VQ Based Classification

We performed classification exercises based on the vector quantization distortion measure itself while also investigating different values of the prediction order, \(P\), and the codebook size, \(M\). This initial setup with VQ provided a general baseline for the use and evaluation of the other methods.

In human speech analysis, \(P = 4 + f_s / 1000\) (where \(f_s\) is the sampling frequency) is a typical rule of thumb to estimate an order of prediction that provides a good representation of the overall spectral shape of the signal.

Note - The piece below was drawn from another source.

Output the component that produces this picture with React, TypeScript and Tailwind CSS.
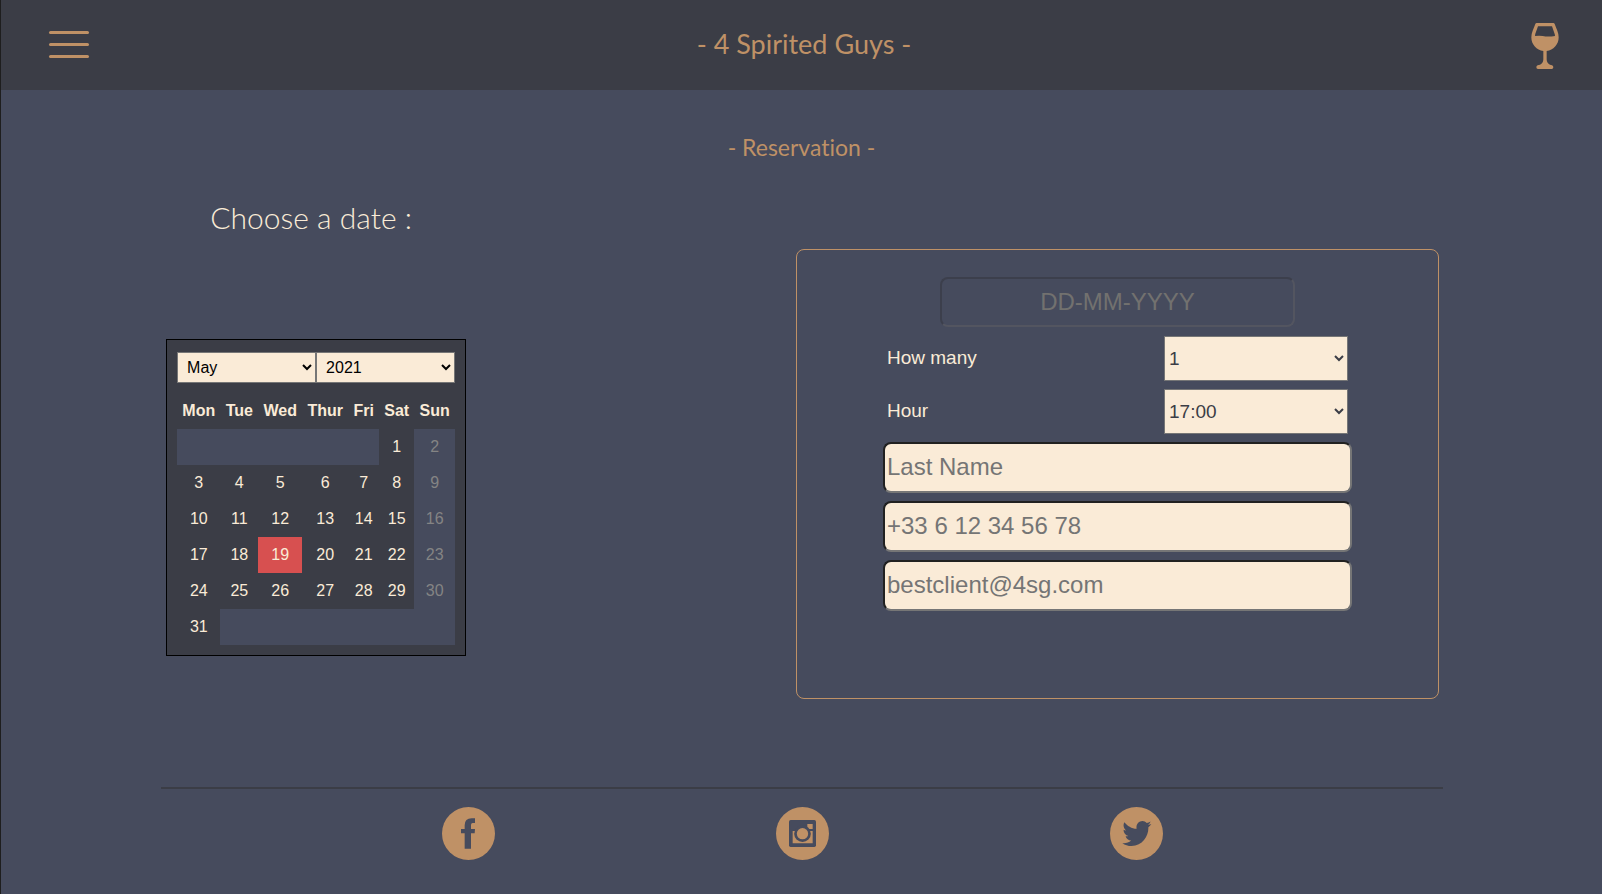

With \(f_s\) = 16KHz in our case, we used \(P = 20\) as a starting value to evaluate the influence of \(P\) on classification accuracy.

These results indicate an overall accuracy improvement with larger values of both \(P\) and \(M\).

Zooming into the area of the best parameter combinations (\(P \ge 42\), \(M \ge 256\)):

we can see that classification accuracy starts exceeding 92% from \(P = 60\) for some of the codebook sizes, then peaking at around \(P = 100\) to \(120\), from which point some level of overfitting can be observed for the various codebooks, more prominenty with \(M = 4096\). The maximum accuracy obtained here is 94.1% with \(P = 100\) and \(M = 512\).

Naive Bayes

Here again we evaluated the method with various values of \(P\) and \(M\):

In this case, larger values of \(M\) tend to result in better accuracy, but the difference is in general not very significant among the largest codebooks, \(M \ge 1024\). The maximum accuracy obtained here is 92.4% with \(P = 120\) and \(M = 4096\), with \(M = 2048\) very close (92.3%).

Markov Chain

The resulting accuracy of Markov Chain as a function of \(P\) and \(M\) is as follows:

The overall degraded performance with respect to Naive Bayes can be explained by insufficient data for a more proper training given the significantly greater complexity of the MM model (where the number of parameters to be estimated is cuadratic in the number of symbols, compared to linear in the NB case). The best accuracy 88.4% is obtained with \(P = 80\) and \(M = 1024\).

Hidden Markov Modeling

We evaluated HMM with different values for the various parameters including \(P\), \(N\), and \(M\). An inspection focused on \(P\) and \(M\) is as follows:

Classification accuracy reaches a plateau from \(P = 80\) for \(M \ge 1024\). The maximum accuracy obtained is 92.88% with \(P = 120\) and \(M = 4096\).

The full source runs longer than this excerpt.